From 1987 to 1993 Besosa was a member of the Board of Regents of the Colegio Puertorriqueño de Niñas, serving as the Board's Vice President from 1991 to 1993. He also served as the Assistant Cubmaster and later Chairman of the Pack Committee of Cub Scout Pack 31 from 1991 to 1994. From 1998 to 1999 he was a member of the Board of Directors of the Puerto Rico Tennis Association.
Besosa was a member of the Puerto Rico Bar Association until 2009, and is a member of the District of Columbia Bar Association, the American Bar Association, the Hispanic National Bar Association, and the Federal Bar Association, of which he served as a Director of the Puerto Rico Chapter.
He is admitted to practice by the Supreme Court of the Commonwealth of Puerto Rico, the United States District Court for the District of Puerto Rico, the United States Court of Appeals for the First Circuit, the Supreme Court of the United States, the United States Court of Appeals for the Federal Circuit, the United States Court of Appeals for the Armed Forces, the United States Court of International Trade, the United States Court of Federal Claims, the United States Tax Court, and the District of Columbia Court of Appeals.

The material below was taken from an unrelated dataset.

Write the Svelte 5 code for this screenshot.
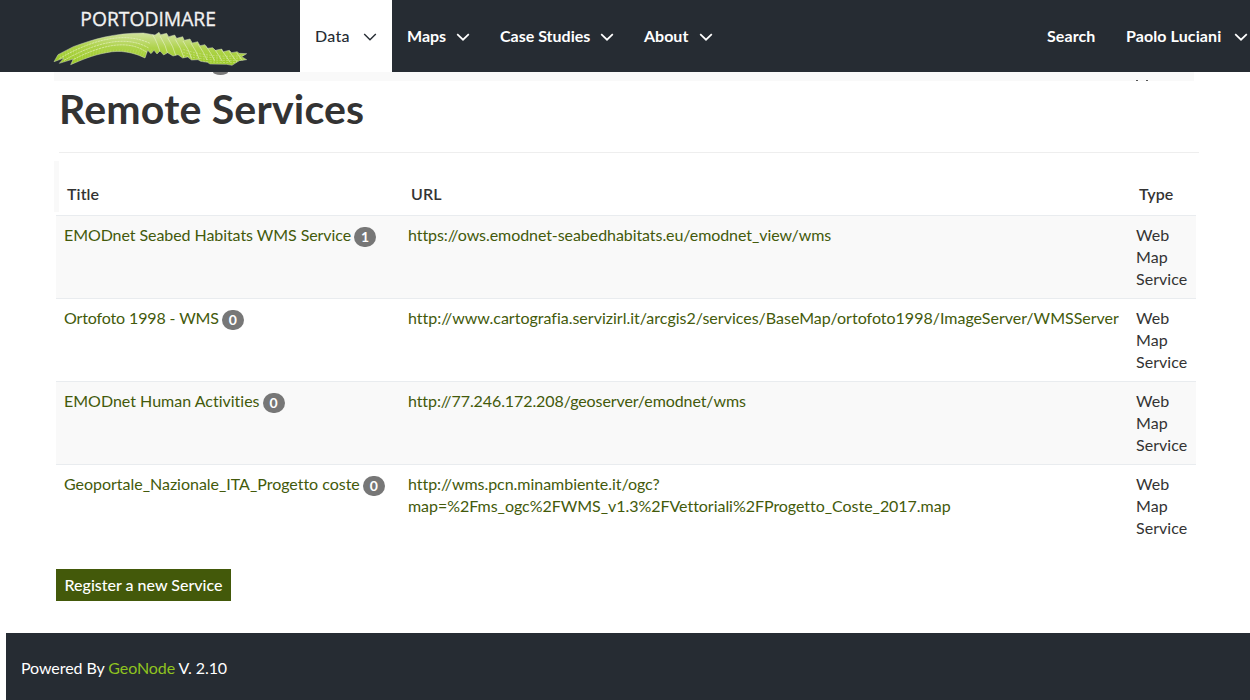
<script>
  const menu = [
    { label: 'Data', active: true, w: 92 },
    { label: 'Maps', w: 93 },
    { label: 'Case Studies', w: 144 },
    { label: 'About', w: 99 }
  ];
  const services = [
    { title: 'EMODnet Seabed Habitats WMS Service', track: -0.07, count: 1, url: ['https://ows.emodnet-seabedhabitats.eu/emodnet_view/wms'], urlTrack: -0.07 },
    { title: 'Ortofoto 1998 - WMS', track: -0.13, count: 0, url: ['http://www.cartografia.servizirl.it/arcgis2/services/BaseMap/ortofoto1998/ImageServer/WMSServer'], urlTrack: 0 },
    { title: 'EMODnet Human Activities', track: 0, count: 0, url: ['http://77.246.172.208/geoserver/emodnet/wms'], urlTrack: -0.09 },
    { title: 'Geoportale_Nazionale_ITA_Progetto coste', track: -0.02, count: 0, url: ['http://wms.pcn.minambiente.it/ogc?', 'map=%2Fms_ogc%2FWMS_v1.3%2FVettoriali%2FProgetto_Coste_2017.map'], urlTrack: -0.035 }
  ];
  const wave = 'M42 185L54 164L100 140C160 118 220 99 310 99L345 105L357 97L362 104L380 100L386 110L404 105L410 115L428 110L433 121L450 117L457 129L473 125L480 137L495 134L503 145L518 143L526 151L545 147L550 155L568 151L575 158L592 155L597 160L620 161L605 170L620 179L598 182L576 196L560 193L510 192L502 187L482 184L474 179L455 180L443 171L428 174L414 164L399 168L383 158L371 165L360 153L351 162L342 151L333 161L323 151L315 174C280 157 240 149 200 158C155 166 125 180 92 194L100 177L58 190L72 174Z';
  const arcs = [0, 1, 2];
  const hatch = Array.from({ length: 34 }, (_, i) => i);
</script>

{#snippet chevron()}
  <svg class="chevron" viewBox="0 0 14 8" aria-hidden="true"><path d="M1.2 1.1L7 6.7L12.8 1.1" /></svg>
{/snippet}

<header>
  <div class="brand">
    <svg viewBox="0 0 660 216" role="img" aria-label="Portodimare">
      <defs>
        <linearGradient id="green" x1="0" y1="1" x2=".15" y2="0">
          <stop offset="0" stop-color="#96c81c" />
          <stop offset=".6" stop-color="#afd34c" />
          <stop offset="1" stop-color="#cfe19a" />
        </linearGradient>
        <clipPath id="waveClip"><path d={wave} /></clipPath>
      </defs>
      <text x="121" y="79" textLength="407" lengthAdjust="spacingAndGlyphs">PORTODIMARE</text>
      <path d={wave} fill="url(#green)" stroke="#cfd9bd" stroke-width="1.5" />
      <g clip-path="url(#waveClip)" fill="none">
        {#each arcs as i}
          <path d={`M${58 + i * 14} ${176 + i * 5}C${150 + i * 10} ${122 + i * 9} ${250 + i * 5} ${92 + i * 10} ${330 - i * 4} ${130 + i * 14}`} stroke="#eff6d4" stroke-width="2.5" stroke-dasharray="7 2" opacity=".7" />
        {/each}
        {#each hatch as i}
          <path d={`M${70 + i * 7.5} 200l${-14 + i * 1.2} -52`} stroke="#edf5cd" stroke-width="1.5" opacity=".28" />
        {/each}
        {#each [0, 1, 2, 3, 4, 5, 6, 7, 8, 9, 10, 11] as i}
          <path d={`M${337 + i * 23} ${103 + i * 5}q17 25 26 ${65 - i * 3}`} stroke="#f0f5dc" stroke-width="2.3" opacity=".7" />
        {/each}
        {#each [0, 1, 2, 3] as i}
          <path d={`M430 ${148 + i * 9}Q510 ${176 + i * 5} 620 ${166 + i * 7}`} stroke="#edf5cd" stroke-width="2" stroke-dasharray="6 4" opacity=".6" />
        {/each}
      </g>
    </svg>
  </div>
  <nav>
    {#each menu as item}
      <a class:active={item.active} style:width={`${item.w}px`}><span>{item.label}</span>{@render chevron()}</a>
    {/each}
  </nav>
  <div class="user">
    <span class="search">Search</span>
    <span class="name">Paolo Luciani</span>{@render chevron()}
  </div>
</header>

<div class="peek"><i></i><b></b><b></b></div>

<main>
  <h1><span>Remote Services</span></h1>
  <div class="head">
    <span>Title</span><span>URL</span><span>Type</span>
  </div>
  {#each services as s}
    <div class="row">
      <div class="title"><a style:letter-spacing={`${s.track}px`}>{s.title}</a><span class="badge">{s.count}</span></div>
      <div class="url" style:letter-spacing={`${s.urlTrack}px`}>{#each s.url as part}<a>{part}</a>{/each}</div>
      <div class="type">Web Map Service</div>
    </div>
  {/each}
  <button>Register a new Service</button>
</main>

<footer><p>Powered By <a>GeoNode</a> V. 2.10</p></footer>

<style>
  :global(body) { background: #fff; overflow: hidden; }
  :global(#app) { font: 16px/22px Lato, sans-serif; font-variant-ligatures: none; color: #333; width: 1250px; height: 700px; overflow: hidden; display: flex; flex-direction: column; }
  header { height: 72px; flex: none; background: #262c33; display: flex; color: #fff; font-weight: 700; }
  .brand { width: 260px; padding-left: 40px; box-sizing: content-box; }
  .brand svg { width: 220px; height: 72px; display: block; }
  .brand text { font: 62px "Open Sans", sans-serif; fill: #f2f2f2; stroke: #f2f2f2; stroke-width: 1; }
  nav { display: flex; }
  nav a { display: flex; align-items: center; justify-content: space-between; box-sizing: border-box; padding: 0 15px; white-space: nowrap; }
  nav span, .user span { margin-top: -1px; }
  nav a.active { background: #fff; color: #262c33; font-weight: 500; }
  nav a.active span { letter-spacing: .3px; }
  .chevron { width: 14px; height: 8px; flex: none; margin-top: 2px; fill: none; stroke: currentColor; stroke-width: 1.7; }
  nav a.active .chevron { stroke-width: 1.4; }
  .user { display: flex; align-items: center; margin-left: auto; padding-right: 2px; white-space: nowrap; letter-spacing: .1px; }
  .search { width: 79px; }
  .name { width: 108px; }
  .peek { height: 9px; flex: none; margin: 0 56px 0 54px; background: #f9f9f9; display: flex; }
  .peek i { width: 15px; height: 3px; margin-left: 159px; background: #777; border-radius: 0 0 50% 50% / 0 0 100% 100%; }
  .peek b { width: 2px; height: 1px; background: #555; margin: 8px 0 0 908px; }
  .peek b + b { margin-left: 8px; }
  main { flex: none; height: 552px; padding: 0 54px 0 56px; display: flex; flex-direction: column; }
  h1 { margin: 0 -3px 0 3px; height: 71px; border-bottom: 1px solid #eee; font-size: 41px; line-height: 55px; font-weight: 700; letter-spacing: .2px; white-space: nowrap; }
  .head, .row { display: grid; grid-template-columns: 344px 728px 68px; width: 1140px; }
  .head { box-sizing: border-box; height: 51px; margin: 8px 0 3px -2px; border-left: 5px solid #f9f9f9; font-weight: 600; line-height: 66px; white-space: nowrap; letter-spacing: .1px; }
  .head span { padding-left: 8px; }
  .row { box-sizing: border-box; height: 83px; border-top: 1px solid #e9ecef; }
  .row:nth-child(odd) { background: #f9f9f9; }
  .row > div { padding: 8px; white-space: nowrap; }
  .row > .title { display: flex; align-items: flex-start; gap: 3px; }
  .row > .type { white-space: normal; letter-spacing: .05px; }
  .row a { color: #435a0b; }
  .url { display: flex; flex-direction: column; }
  .url a { align-self: flex-start; }
  .badge { box-sizing: border-box; width: 22px; height: 20px; margin-top: 3px; border-radius: 10px; background: #777; color: #fff; font-size: 14px; line-height: 20px; font-weight: 700; text-align: center; }
  button { align-self: flex-start; margin-top: 22px; width: 175px; height: 32px; padding: 0 0 2px; border: 0; color: #fff; background: #43590a; font: 500 16px Lato, sans-serif; white-space: nowrap; }
  footer { flex: 1; margin-left: 6px; background: #262c33; color: #fff; }
  footer p { margin: 24px 15px; letter-spacing: -.08px; }
  footer a { color: #8fc31f; }
</style>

The judge has handled several prominent cases during his judicial career. On May 17, 2011 he sentenced former Senate of Puerto Rico Majority Leader Jorge De Castro Font to five years in prison and three years probation after convicting him for numerous public corruption cases. Previously, he presided over the trial of former senator Héctor Martínez, whom he sentenced to a four-year federal prison term.
He is married to Enid Martínez-Moya, a former Professor of Law at the University of Puerto Rico School of Law, who is now a Superior Court Judge in the Commonwealth of Puerto Rico General Court of Justice. They have two children, Estela and Francisco.